As part of their application, candidates were required to submit a personal statement. Several of the University’s awardees discussed the importance of mentorship in their work and giving back to the greater community. Wurster highlighted the importance of communicating science outside of the scientific field. Researchers have to “avoid the trap of locking ourselves in the lab and not talking to anyone,” she said.
J.J. Lomax GS, a student in the ecology and evolutionary biology department, also focused on the role of giving back to others. While an undergraduate at the University of South Florida, Lomax was inspired by a professor to take up research. Now as a graduate student, Lomax mentors high school students at the Paul Cuffee School in Providence, hoping to motivate students while they study the sciences.
Lomax proposed a project focusing on chewing for non-mammalian animals. Typically, research on chewing focuses on mammals because they are most similar to humans, Lomax said. But he hopes to broaden the horizons of the field by expanding his research to other types of animals. Most people “don’t understand how much work goes into taking a bite out of an apple,” Lomax said. He will study the muscles, teeth forms and neural control involved in chewing with the fellowship money.
Researchers were awarded a $34,000 stipend for three years, as well as tuition support for up to $12,000 per year.

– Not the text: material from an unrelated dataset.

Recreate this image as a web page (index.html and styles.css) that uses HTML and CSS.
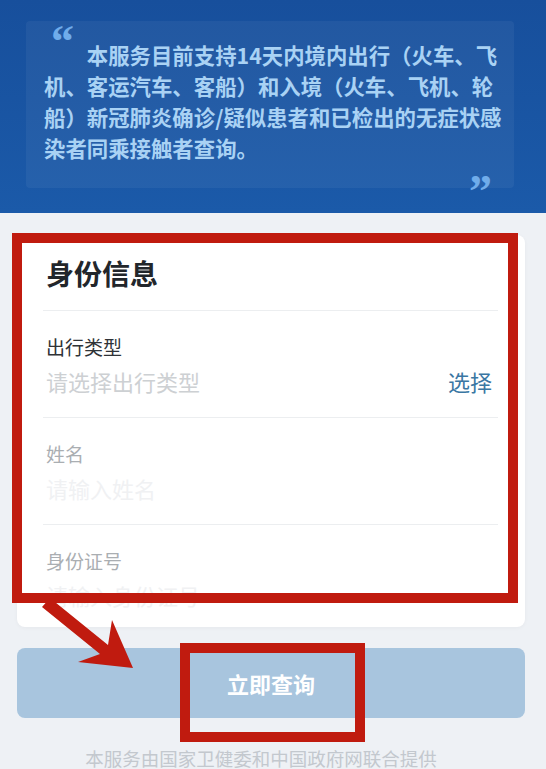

Evan Coleman ’18, one of this year’s winners, said that the money will enable him to focus on his research as a graduate student in physics at Stanford University in the fall, rather than devote his attention to typical graduate student tasks such as working as a teaching assistant or residential advisor. He hopes to eventually implement his fellowship project, which works to develop new machine learning techniques for detecting signals from the Large Hadron Collider, a massive particle accelerator at CERN in Switzerland.
Justin Dong GS, a doctoral candidate in the applied mathematics department, said that the fellowship will give him “the freedom to choose (his) own path,” unimpaired by financial and work commitments. Dong plans to start his project on the compression of large data sets this summer.
The University’s success with the NSF Graduate Research Fellowship is the latest example of Brown’s track record with awards that “represent hallmarks of distinction and excellence,” Campbell wrote. Students have received a high number of honors such as the Fulbright award and the Howard Hughes Medical Institute Gilliam Fellowships for Advanced Study in recent years, he added.